I just removed all of the python3 packages (3.11, 3.12, 3.13, and 3.14) from my system, and then installed 3.12. No luck. I'm still seeing an error in getaddrinfo() ... so this may be a Python versus Mac OS 26.2 (Tahoe) issue with .local addresses ...
It works for me (3.12 and 3.14) on macOS 26.2, both installed using the installer on python.org.
One thing to check is the system configuration: resolving ".local" addresses requires additional privlleges: In System Settings to to Privay & Security, then Local Network and check that Python is present there and enabled (it is on my laptop). Disabling the setting also breaks resolving ".local" addresses.
You may have to give the terminal this privilege if the Python you're using is not a framework install.
See https://developer.apple.com/documentation/technotes/tn3179-understanding-local-network-privacy for background information at Apple.
I'm closing the issue because you're running into a macOS security feature, that's not something we can fix on our end.
Thanks @ronaldoussoren for the follow up and the pointer to the Mac OS 26.2 documentation.
It looks like there's no way to manually add any application to System Settings -> Privacy & Security -> Local Network.

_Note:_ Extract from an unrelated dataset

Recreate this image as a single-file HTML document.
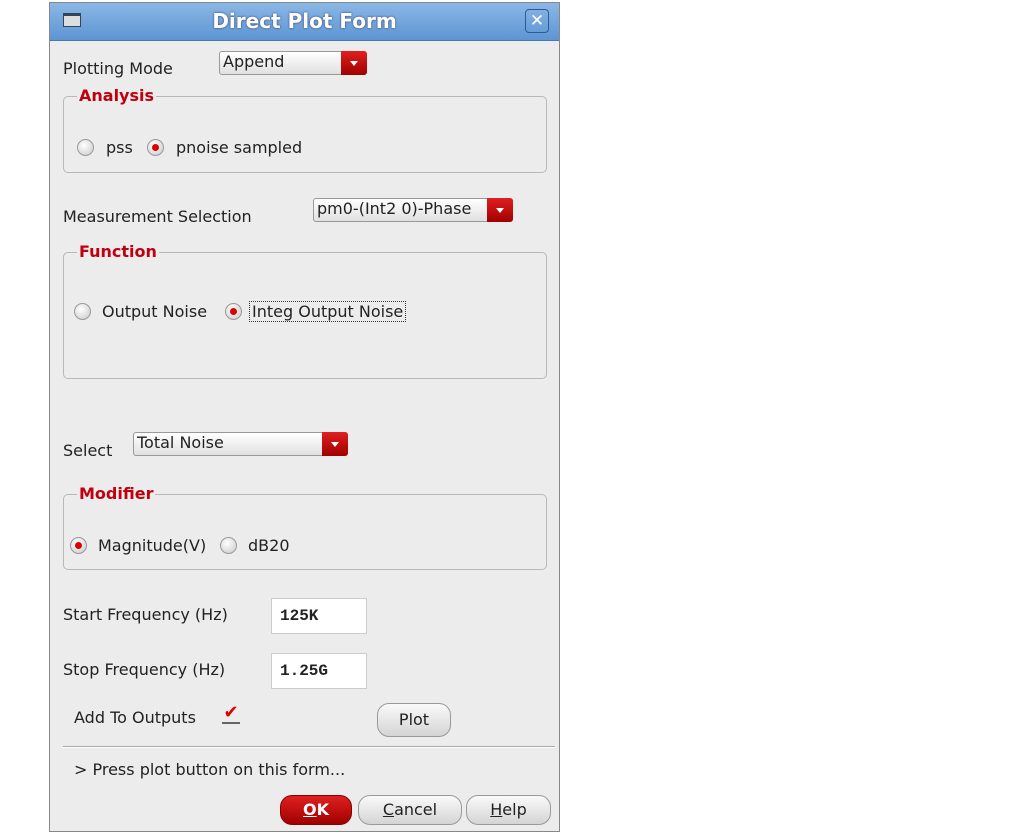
<!DOCTYPE html>
<html><head><style>
body{margin:0;width:1013px;height:840px;background:#fff;position:relative;font-family:"DejaVu Sans","Liberation Sans",sans-serif;font-size:16px;color:#222;overflow:hidden}
.a{position:absolute}
#win{left:49px;top:2px;width:511px;height:830px;background:#ececec;border:1px solid #888;box-sizing:border-box}
#title{left:50px;top:3px;width:509px;height:37px;background:linear-gradient(#8ab7e6,#5d95d3);border-bottom:1px solid #4a78b0}
.lbl{white-space:nowrap}
.grp{border:1px solid #b8b8b8;border-radius:5px}
.gt{color:#c00010;font-weight:bold;background:#ececec;padding:0 2px}
.combo{border:1px solid #999;border-radius:3px;background:linear-gradient(#fff,#e0e0e0);height:24px;box-sizing:border-box;padding-left:3px;line-height:20px}
.combo .ar{position:absolute;right:-1px;top:-1px;width:26px;height:24px;background:linear-gradient(#e02020,#a00000);border-radius:0 3px 3px 0}
.combo .ar:after{content:"";position:absolute;left:9px;top:10px;border:4px solid transparent;border-top:5px solid #fff}
.rad{width:17px;height:17px;border-radius:50%;border:1px solid #999;background:radial-gradient(circle at 40% 35%,#fff,#c8c8c8);box-sizing:border-box}
.rad.on:after{content:"";position:absolute;left:4px;top:4px;width:7px;height:7px;border-radius:50%;background:#d00}
.inp{background:#fff;border:1px solid #ccc;font-family:"Liberation Mono",monospace;font-weight:bold;font-size:16px;padding-left:8px;line-height:34px;box-sizing:border-box}
.btn{border:1px solid #999;border-radius:12px;background:linear-gradient(#fafafa,#d4d4d4);text-align:center;box-sizing:border-box}
</style></head><body>
<div id="win" class="a"></div>
<div id="title" class="a"></div>
<div class="a" style="left:63px;top:13px;width:18px;height:14px;border:1px solid #345;background:#ddd;box-sizing:border-box;border-top:3px solid #345"></div>
<div class="a lbl" style="left:50px;width:509px;top:9px;text-align:center;color:#fff;font-weight:bold;font-size:20px;text-shadow:0 0 2px #335">Direct Plot Form</div>
<div class="a" style="left:525px;top:9px;width:24px;height:24px;border:1px solid #2b5c96;border-radius:4px;box-sizing:border-box;color:#fff;font-weight:bold;text-align:center;line-height:22px;font-size:17px">✕</div>

<div class="a lbl" style="left:63px;top:59px">Plotting Mode</div>
<div class="a combo" style="left:219px;top:51px;width:148px">Append<div class="ar"></div></div>

<div class="a grp" style="left:63px;top:96px;width:482px;height:75px"></div>
<div class="a gt lbl" style="left:77px;top:86px">Analysis</div>
<div class="a rad" style="left:77px;top:139px"></div><div class="a lbl" style="left:106px;top:138px">pss</div>
<div class="a rad on" style="left:147px;top:139px"></div><div class="a lbl" style="left:176px;top:138px">pnoise sampled</div>

<div class="a lbl" style="left:63px;top:207px">Measurement Selection</div>
<div class="a combo" style="left:313px;top:198px;width:200px">pm0-(Int2 0)-Phase<div class="ar"></div></div>

<div class="a grp" style="left:63px;top:252px;width:482px;height:125px"></div>
<div class="a gt lbl" style="left:77px;top:242px">Function</div>
<div class="a rad" style="left:74px;top:303px"></div><div class="a lbl" style="left:102px;top:302px">Output Noise</div>
<div class="a rad on" style="left:225px;top:303px"></div><div class="a lbl" style="left:249px;top:301px;border:1px dotted #333;padding:0 2px">Integ Output Noise</div>

<div class="a lbl" style="left:63px;top:441px">Select</div>
<div class="a combo" style="left:133px;top:432px;width:215px">Total Noise<div class="ar"></div></div>

<div class="a grp" style="left:63px;top:494px;width:482px;height:74px"></div>
<div class="a gt lbl" style="left:77px;top:484px">Modifier</div>
<div class="a rad on" style="left:70px;top:537px"></div><div class="a lbl" style="left:98px;top:536px">Magnitude(V)</div>
<div class="a rad" style="left:220px;top:537px"></div><div class="a lbl" style="left:248px;top:536px">dB20</div>

<div class="a lbl" style="left:63px;top:605px">Start Frequency (Hz)</div>
<div class="a inp" style="left:271px;top:598px;width:96px;height:36px">125K</div>
<div class="a lbl" style="left:63px;top:660px">Stop Frequency (Hz)</div>
<div class="a inp" style="left:271px;top:653px;width:96px;height:36px">1.25G</div>

<div class="a lbl" style="left:74px;top:708px">Add To Outputs</div>
<div class="a" style="left:222px;top:704px;width:18px;height:18px;border-bottom:2px solid #666;color:#d00;font-size:18px;line-height:18px;font-weight:bold;text-align:center">✔</div>
<div class="a btn" style="left:377px;top:703px;width:74px;height:34px;line-height:32px">Plot</div>

<div class="a" style="left:63px;top:746px;width:492px;height:0;border-top:1px solid #aaa;border-bottom:1px solid #fff"></div>
<div class="a lbl" style="left:74px;top:760px">&gt; Press plot button on this form...</div>

<div class="a btn" style="left:280px;top:795px;width:72px;height:30px;line-height:28px;background:linear-gradient(#e02020,#a00000);border-color:#800;color:#fff;font-weight:bold"><u>O</u>K</div>
<div class="a btn" style="left:358px;top:795px;width:104px;height:30px;line-height:28px"><u>C</u>ancel</div>
<div class="a btn" style="left:466px;top:795px;width:85px;height:30px;line-height:28px"><u>H</u>elp</div>
</body></html>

All the documentation I've found indicates that Applications have to be modified to "Request Local Network Access" in order for a popup to appear making it possible for the user to click "Yes". (sigh)
Looks like I'm screwed and I'm going to have to give up using my MacBook Pro for development.
Ah, new information:
This problem affects the brew installed version of Python in /opt/homebrew/bin/python3, not the Apple supplied version in /usr/bin/python3. So obviously Apple has done something to their version. (sigh) It would be nice if Apple would contribute back whatever changes are required to make this work.
Ah, new information:
This problem affects the
brewinstalled version of Python in/opt/homebrew/bin/python3, not the Apple supplied version in/usr/bin/python3. So obviously Apple has done something to their version. (sigh) It would be nice if Apple would contribute back whatever changes are required to make this work.
It might be related to code signing. Our installer installs signed binaries and does end up in system settings for me.
Annoyingly it is not only not possible to manually add apps to these settings, I can also not remove one to test what happens (I'd expect that 'tccutil' could be used for that, but it doesn't do anything for me).